En el marco de la campaña del Día de la Iglesia Diocesana, y hablando de vocaciones, hemos escuchado el testimonio de Juanjo, el joven diácono de la diócesis, que ha contado su propia historia de cómo supo dar respuesta a una llamada que ni él mismo sabía que tenía.
“La vocación no es algo que caiga como un meteorito, no es algo que uno de repente se levante por la mañana y decida ser cura, sino que nosotros creemos, y así es, siguiendo también la raíz etimológica de la palabra, que la vocación es una llamada, que viene del latín vocare, que significa llamar, es algo a lo que uno se siente llamado. Esto es en mi caso, literalmente. Yo nunca he querido ser cura. Yo quería casarme, yo quería tener hijos. Pero la vocación es algo que sale de uno, que es llamado a algo. Yo siempre tuve el recuerdo, por así decirlo, de que yo sentía que Dios me llamaba a esto”.
“Yo estudié en el Dioce, colegio de curas. Te meten, por así decirlo, el tema de la vocación: es como que parece que tienes que tenerla. Entonces, bueno, yo dije, bueno, pues va unido a esto, no, yo en realidad no lo tengo. Luego fui a la universidad, estudié magisterio y ahí parece que la cosa se olvidó un poco, que se relativizó o que dejaba de tener importancia. Pero luego al final las cosas de Dios, si viene de Dios, Dios es más fuerte que nosotros mismos”.
Explicaba, además, que aquella llamada que sintió pudo responderla “a través del testimonio de un cura. A mí hubo un cura que me cautivó, por así decirlo, en el sentido de que no era la imagen que yo tenía de un cura, de alguien triste, solitario, sombrío, sino que era lo contrario, era alguien alegre, divertido y que era feliz. A mí al final Dios me ganó por la felicidad, por la alegría. A veces también vemos la Iglesia como algo pobre, envejecido, que adolece, que parece que va muriendo, y cuando uno descubre que la Iglesia es joven, pues también eso te supone testimonio”.
“Dios llama a algo grande, Dios te llama a la plenitud, algo que yo siempre también experimenté en mi vida, incluso en la propia universidad. Yo lo tenía todo pero que no terminaba de ser feliz. Al final uno es feliz donde verdaderamente es su sitio.

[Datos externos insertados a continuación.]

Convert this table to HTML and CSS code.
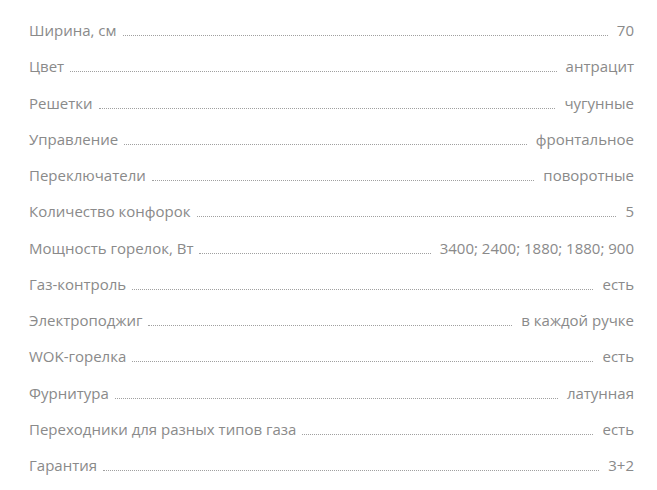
FILE: index.html
```html
<!DOCTYPE html>
<html lang="ru">
<head>
<meta charset="utf-8">
<link rel="stylesheet" href="styles.css">
</head>
<body>
<div class="specs">
  <div class="row"><span class="label">Ширина, см</span><span class="dots"></span><span class="value">70</span></div>
  <div class="row"><span class="label">Цвет</span><span class="dots"></span><span class="value">антрацит</span></div>
  <div class="row"><span class="label">Решетки</span><span class="dots"></span><span class="value">чугунные</span></div>
  <div class="row"><span class="label">Управление</span><span class="dots"></span><span class="value">фронтальное</span></div>
  <div class="row"><span class="label">Переключатели</span><span class="dots"></span><span class="value">поворотные</span></div>
  <div class="row"><span class="label">Количество конфорок</span><span class="dots"></span><span class="value">5</span></div>
  <div class="row"><span class="label">Мощность горелок, Вт</span><span class="dots"></span><span class="value">3400; 2400; 1880; 1880; 900</span></div>
  <div class="row"><span class="label">Газ-контроль</span><span class="dots"></span><span class="value">есть</span></div>
  <div class="row"><span class="label">Электроподжиг</span><span class="dots"></span><span class="value">в каждой ручке</span></div>
  <div class="row"><span class="label">WOK-горелка</span><span class="dots"></span><span class="value">есть</span></div>
  <div class="row"><span class="label">Фурнитура</span><span class="dots"></span><span class="value">латунная</span></div>
  <div class="row"><span class="label">Переходники для разных типов газа</span><span class="dots"></span><span class="value">есть</span></div>
  <div class="row"><span class="label">Гарантия</span><span class="dots"></span><span class="value">3+2</span></div>
</div>
</body>
</html>
```
FILE: styles.css
```css
html, body {
  margin: 0;
  padding: 0;
  background: #fff;
}
.specs {
  width: 605px;
  padding: 12px 0 0 29px;
  font-family: "Open Sans", "Liberation Sans", sans-serif;
  font-size: 15px;
  color: #8a8a8a;
}
.row {
  display: flex;
  align-items: baseline;
  height: 36.25px;
  line-height: 36px;
}
.label {
  white-space: nowrap;
}
.dots {
  flex: 1;
  margin: 0 9px 0 6px;
  border-bottom: 1px dotted #a0a0a0;
  height: 0;
}
.value {
  white-space: nowrap;
}
```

Y eso me pasó en magisterio: yo estaba contento, me gustaban los niños, estaba bien, pero pensaba que la vida no podía ser solo eso, que la vida tenía que ser mucho más”.
“Así decidí entrar en el Seminario. Bueno, esto es una versión muy resumida, porque al final todo tiene más lucha y más confrontación. Entrar al Seminario no quiere decir que mi vida cambiara radicalmente: yo sigo siendo yo, mis amigos siguen siendo los mismos, me sigue gustando lo mismo y lo que no me gustaba sigue sin gustarme. Pero lo que sí que es verdad es que uno siente es que Dios plenifica su vida, que Dios colma los deseos del corazón del hombre. Estamos hechos para la felicidad, no estamos hechos para sobrevivir, ni para ir pasando etapas una detrás de otra sobreviviendo y pasando de una a otra, sino que estamos hechos para vivir la vida en plenitud. Y esto es lo que yo experimento también ahora como diácono, que al final, y antes como seminarista igual, sino que respondiendo a lo que Dios ha ido pidiendo en mi vida”.
“Nada ha saciado mi corazón como Dios, porque al final estamos hechos para lo más grande. Y las cosas de este mundo, aun siendo buenas y lo son, y debemos disfrutar de ellas, pero nada sacia, nada colma, nada desborda la felicidad del hombre como lo hace Dios”.